I smile when I think of my friend, Sherilyn.  Her wedding day finally arrived on a warm August day.  She had waited many years for this moment.  Although she had kissed her twenties’ decade good-by, she now was dressed in her bridal attire at the age of thirty- two.  Joy of this day produced songs within and became a significant part of her wedding day.  Guests and the wedding party alike joined in unison in a time of praise and worship to the Him who made this day possible.   The joy and worship on this wedding day accentuated the lovely details of color and décor in the ceremony and reception.  It struck me that age did not diminish the possibility for marriage; rather, age brought worship into perspective.  They called their guests to worship the Father God who merged their hearts as one in His time.
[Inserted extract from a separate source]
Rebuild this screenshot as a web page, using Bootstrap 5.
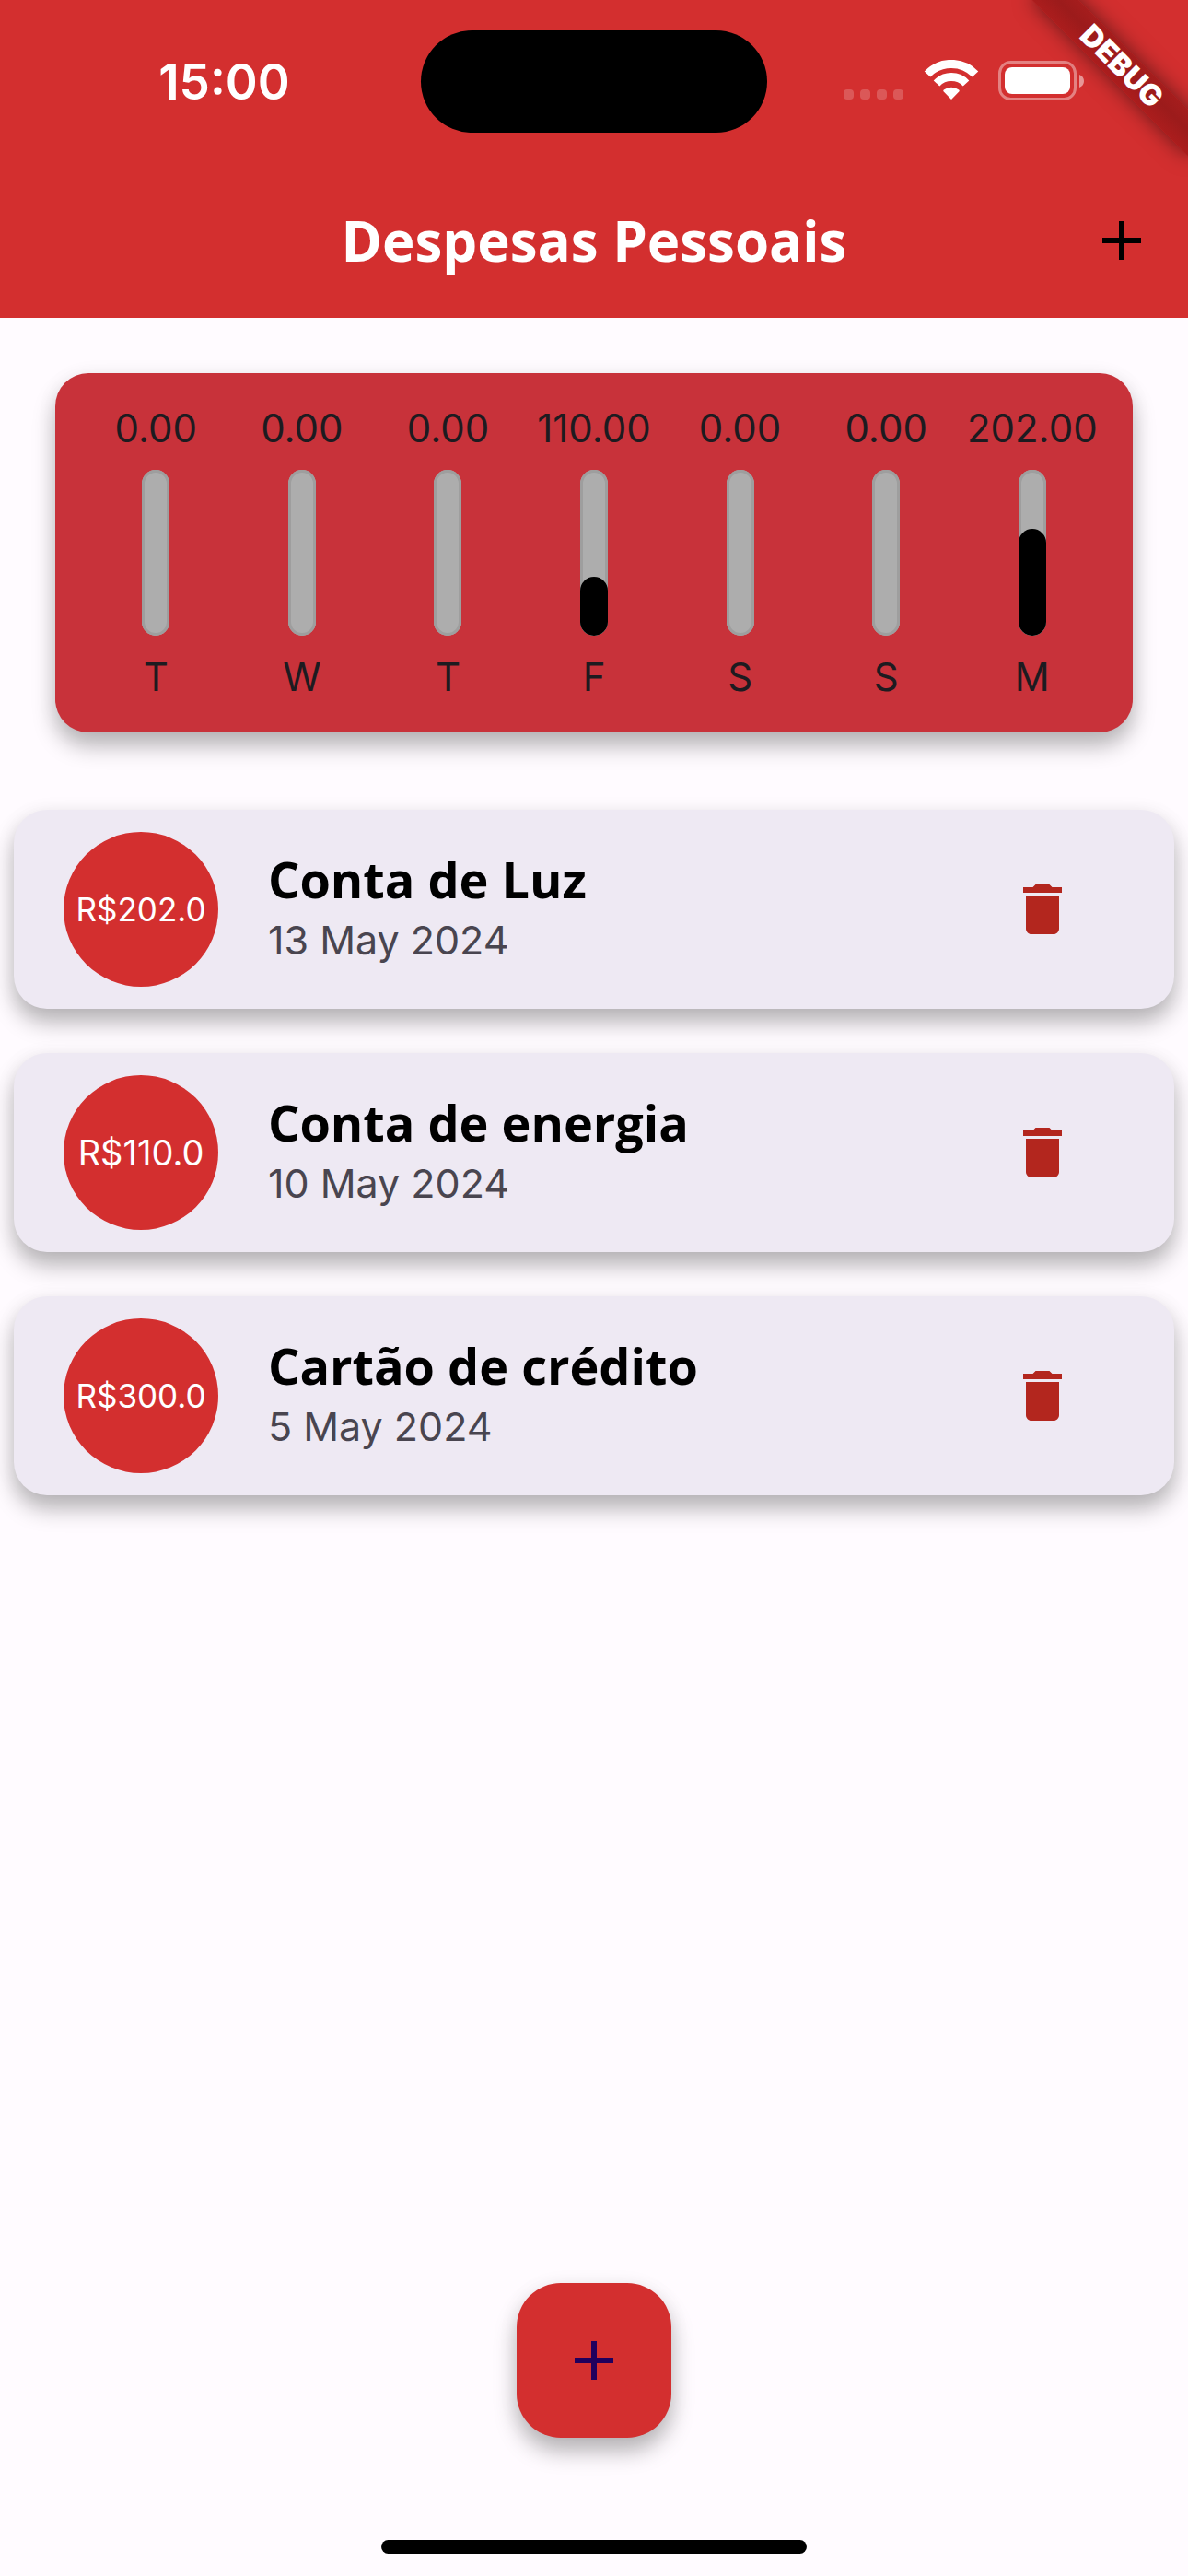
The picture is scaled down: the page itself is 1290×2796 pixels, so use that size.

A few weeks ago I was yet at another wedding.  This young woman had once upon a time been an elementary student of mine, but on this day she was now a young lady walking down the aisle on her father’s arm as a bride.  Was there ever a happier bride?  Her countenance was aglow with a glory that can only be bestowed upon one that is loved lavishly.  She was a woman at peace and a woman of grace.  Nothing had defiled the halo of radiance on her wedding day.   The beauty of radiance cannot be produced by facial lifts and make-up.  Radiance comes from within.   The warmth of its glow is flamed from a heart that lives in purity and submission to the One who forever holds her heart.
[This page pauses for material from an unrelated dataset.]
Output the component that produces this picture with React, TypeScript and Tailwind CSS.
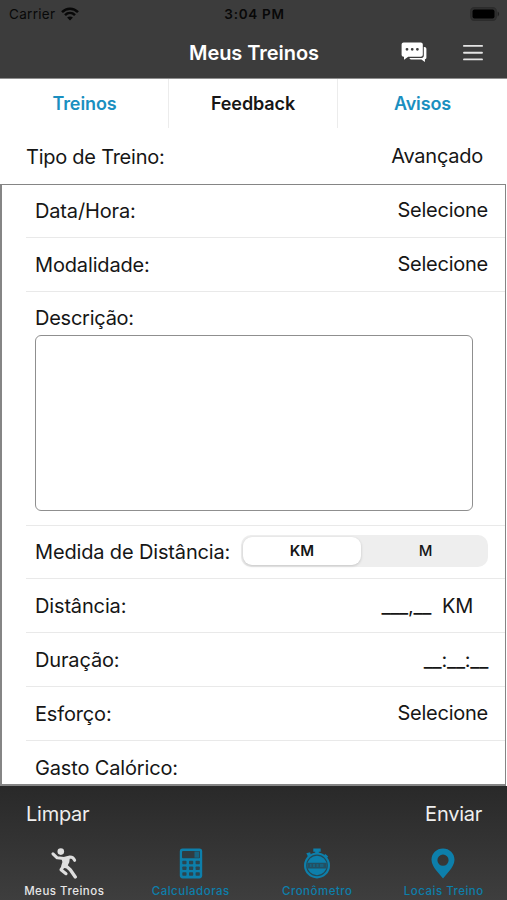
import type { ReactNode } from 'react'

interface RowProps {
  label: string
  children?: ReactNode
  last?: boolean
}

function Row({ label, children, last }: RowProps) {
  return (
    <div className={`flex shrink-0 h-[53.8px] items-center justify-between pl-[9px] pr-[17px] ${last ? '' : 'border-b border-[#e9e9e9]'}`}>
      <span className="pt-px tracking-[-0.15px]">{label}</span>
      {children}
    </div>
  )
}

function WifiIcon() {
  return (
    <svg width="18" height="14" viewBox="0 0 18 14" fill="none" stroke="#080808" strokeWidth="2.5">
      <path d="M1 5.2C5.5 .6 12.5 .6 17 5.2" />
      <path d="M4 8.2c2.9-2.8 7.1-2.8 10 0" />
      <path d="M9 13.6 6.1 10.6c1.7-1.5 4.1-1.5 5.8 0z" fill="#080808" stroke="none" />
    </svg>
  )
}

function BatteryIcon() {
  return (
    <svg width="30" height="14" viewBox="0 0 30 14">
      <rect x=".7" y=".7" width="25.6" height="12.6" rx="3.6" fill="#303030" stroke="#2c2c2c" strokeWidth="1.2" />
      <rect x="2.5" y="2.5" width="22" height="9" rx="2" fill="#000" />
      <path d="M27.6 4.6c2 .7 2 4.1 0 4.8z" fill="#202020" />
    </svg>
  )
}

function ChatIcon() {
  return (
    <svg width="26" height="21" viewBox="0 0 26 21" fill="#fff">
      <path d="M22.8 5h.6c1.2 0 2 .8 2 2v8.5c0 .9-.6 1.7-1.5 1.8v2.6l-3.5-2.5H10.5c-1 0-1.9-.6-2.2-1.5h12.4c1.2 0 2.1-.9 2.1-2.1z" />
      <path fillRule="evenodd" d="M2.6.5h17.2c1.1 0 2 .9 2 2v10.2c0 1.1-.9 2-2 2H7.2L3 17.8v-3.1h-.4c-1.1 0-2-.9-2-2V2.5c0-1.1.9-2 2-2zM6 5.9a1.4 1.4 0 1 0 0 2.8 1.4 1.4 0 0 0 0-2.8zm5.2 0a1.4 1.4 0 1 0 0 2.8 1.4 1.4 0 0 0 0-2.8zm5.2 0a1.4 1.4 0 1 0 0 2.8 1.4 1.4 0 0 0 0-2.8z" />
    </svg>
  )
}

function MenuIcon() {
  return (
    <svg width="20" height="16" viewBox="0 0 20 16" stroke="#e4e4e4" strokeWidth="1.9" strokeLinecap="round">
      <path d="M1 .9h18M1 7.7h18M1 14.4h18" />
    </svg>
  )
}

function RunnerIcon() {
  return (
    <svg width="28" height="31" viewBox="0 0 28 31" fill="none" stroke="#dedede" strokeLinecap="round" strokeLinejoin="round">
      <circle cx="10.8" cy="3.6" r="3.3" fill="#dedede" stroke="none" />
      <path d="M3 5.8l4.2 4 6.8.7 6-1.5c2.200 0 3.800 1.200 4.600 3.300" strokeWidth="3.1" />
      <path d="M12.800 10.500l5.700-.5-.5 4-2.500 5-3-1 1.200-4z" fill="#dedede" strokeWidth="2.600" />
      <path d="M15.500 17.500l4.800 4.300 5 7.200" strokeWidth="3.300" />
      <path d="M14 17.500l-3 4.200 5 4" strokeWidth="3.100" />
    </svg>
  )
}

function CalculatorIcon() {
  return (
    <svg width="24" height="31" viewBox="0 0 24 31">
      <rect x=".8" y=".6" width="22.4" height="29.8" rx="2.8" fill="#0d7fab" />
      <rect x="3" y="3" width="18" height="7.2" rx="1" fill="#303c42" />
      <rect x="15.5" y="3.5" width="4.8" height="6.2" fill="#176482" />
      <g fill="#2b4550">
        <rect x="3.3" y="12.7" width="4.2" height="3.5" rx=".7" />
        <rect x="10" y="12.7" width="4.2" height="3.5" rx=".7" />
        <rect x="16.6" y="12.7" width="4.2" height="3.5" rx=".7" />
        <rect x="3.3" y="18.5" width="4.2" height="3.5" rx=".7" />
        <rect x="10" y="18.5" width="4.2" height="3.5" rx=".7" />
        <rect x="16.6" y="18.5" width="4.2" height="3.5" rx=".7" />
        <rect x="3.3" y="24.3" width="4.2" height="3.5" rx=".7" />
        <rect x="10" y="24.3" width="4.2" height="3.5" rx=".7" />
        <rect x="16.6" y="24.3" width="4.2" height="3.5" rx=".7" />
      </g>
    </svg>
  )
}

function StopwatchIcon() {
  return (
    <svg width="28" height="31" viewBox="0 0 28 31" className="-ml-px">
      <path d="M10.3.5h7.4v3.2h-1.9v2.5h-3.6V3.7h-1.9z" fill="#0d7fab" />
      <path d="M3.3 5.3l3.8-1 .8 2.4-2.8 2zM22.3 6l2.9 2.5-1.4 1.6-2.9-2.5z" fill="#0d7fab" />
      <circle cx="14" cy="17.4" r="13" fill="#0d7fab" />
      <circle cx="14" cy="17.4" r="10.3" fill="none" stroke="#254854" strokeWidth="1.1" />
      <rect x="4.4" y="14.8" width="19.2" height="5.6" rx="1" fill="#235063" />
      <path d="M7 17.6h1.5M10 17.6h2M13.5 17.6h2M17 17.6h3.5" stroke="#17627f" strokeWidth="3" />
    </svg>
  )
}

function PinIcon() {
  return (
    <svg width="24" height="31" viewBox="0 0 24 31" className="-ml-[2px]">
      <path fillRule="evenodd" d="M12 .6c6.5 0 11.5 4.9 11.5 11.2 0 4.2-2.5 7.7-4.8 10.8L12 30.5 5.3 22.6C3 19.5.5 16 .5 11.8.5 5.5 5.5.6 12 .6zm0 6a5.6 5.6 0 1 0 0 11.2A5.6 5.6 0 0 0 12 6.6z" fill="#0d7fab" />
    </svg>
  )
}

const tabs = [
  { label: 'Meus Treinos', icon: <RunnerIcon />, color: 'text-[#e6e6e6]' },
  { label: 'Calculadoras', icon: <CalculatorIcon />, color: 'text-[#0d7fab]' },
  { label: 'Cronômetro', icon: <StopwatchIcon />, color: 'text-[#0d7fab]' },
  { label: 'Locais Treino', icon: <PinIcon />, color: 'text-[#0d7fab]' },
]

export default function App() {
  return (
    <div className="flex h-[900px] w-[507px] flex-col overflow-hidden bg-white font-['Inter','Liberation_Sans',sans-serif] text-[20px] leading-6 tracking-[-0.25px] text-[#161616]">
      <header className="h-[79px] shrink-0 border-b border-[#8e8e8e] bg-[#3c3c3c]">
        <div className="grid h-[27px] grid-cols-3 items-center pl-[9px] pr-[7px] text-[13.5px] tracking-[0.3px] text-[#080808]">
          <div className="flex items-center gap-[6px]">
            <span>Carrier</span>
            <WifiIcon />
          </div>
          <span className="text-center font-semibold tracking-[0.7px]">3:04 PM</span>
          <div className="flex justify-end">
            <BatteryIcon />
          </div>
        </div>
        <div className="grid h-[51px] grid-cols-[1fr_auto_1fr] items-center pr-[24px]">
          <span />
          <h1 className="pl-[25px] text-[20px] font-semibold tracking-[-0.05px] text-white">Meus Treinos</h1>
          <div className="flex items-center justify-end gap-[36px]">
            <ChatIcon />
            <MenuIcon />
          </div>
        </div>
      </header>

      <nav className="grid h-[49px] shrink-0 grid-cols-3 divide-x divide-[#ececec] text-center text-[18px] font-semibold leading-[49px] tracking-[-0.12px] text-[#1a8fc0]">
        <span className="pl-px">Treinos</span>
        <span className="text-[#161616]">Feedback</span>
        <span>Avisos</span>
      </nav>

      <div className="flex h-[56px] shrink-0 items-center justify-between pl-[26px] pr-[24px]">
        <span className="pt-px">Tipo de Treino:</span>
        <span>Avançado</span>
      </div>

      <main className="mr-px flex h-[602px] shrink-0 flex-col overflow-hidden border-2 border-t border-r border-[#858585] pl-[24px]">
        <div className="-mt-px shrink-0">
          <Row label="Data/Hora:">
            <span>Selecione</span>
          </Row>
        </div>
        <Row label="Modalidade:">
          <span>Selecione</span>
        </Row>
        <div className="h-[234px] shrink-0 border-b border-[#e9e9e9] pl-[9px] pr-[32px] pt-[14px]">
          <div>Descrição:</div>
          <textarea className="mt-[5px] block h-[176px] w-full resize-none rounded-[6px] border-[1.5px] border-[#8f8f8f] outline-none" />
        </div>
        <Row label="Medida de Distância:">
          <div className="mb-[2px] flex h-[32px] w-[247px] rounded-[10px] bg-[#eeeeee] p-[2px] text-center text-[15px] font-medium leading-[28px] tracking-[0px]">
            <span className="w-[118px] rounded-[9px] bg-white font-semibold shadow-[0_1px_3px_rgba(0,0,0,0.18)]">KM</span>
            <span className="flex-1 pl-[4px]">M</span>
          </div>
        </Row>
        <Row label="Distância:">
          <span className="whitespace-pre pr-[15px]">___,__  KM</span>
        </Row>
        <Row label="Duração:">
          <span>__:__:__</span>
        </Row>
        <Row label="Esforço:">
          <span>Selecione</span>
        </Row>
        <Row label="Gasto Calórico:" last />
      </main>

      <footer className="flex h-[114px] shrink-0 flex-col bg-gradient-to-b from-[#292929] to-[#3e3e3e] text-[#eeeeee]">
        <div className="flex h-[56px] items-center justify-between pl-[26px] pr-[25px]">
          <span>Limpar</span>
          <span>Enviar</span>
        </div>
        <div className="grid grid-cols-4 pl-px pt-[6px]">
          {tabs.map((tab) => (
            <div key={tab.label} className={`flex flex-col items-center text-[11.5px] font-medium leading-[14px] tracking-[0.5px] ${tab.color}`}>
              {tab.icon}
              <span className="mt-[5px]">{tab.label}</span>
            </div>
          ))}
        </div>
      </footer>
    </div>
  )
}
Three brides.  Three stories.  Three themes.  First, we all need beauty reminders in a world that is hurt and broken.  Storms come, but the sun shines through stained-glass windows and show us who we truly are meant to be and not as we are.  Secondly, we face uncertainties in life that call us to live by faith what is not yet a reality. We bring our worship because we know that the God who created our hearts also calls them into oneness of His grace and goodness.  Finally, radiance is not self-induced.  Our trust in God and our submission to those over us, will unveil the radiance of His glory.  These weddings reminded me that someday it will be all beauty, all worship, and all glory.  No wonder weddings inspire hope!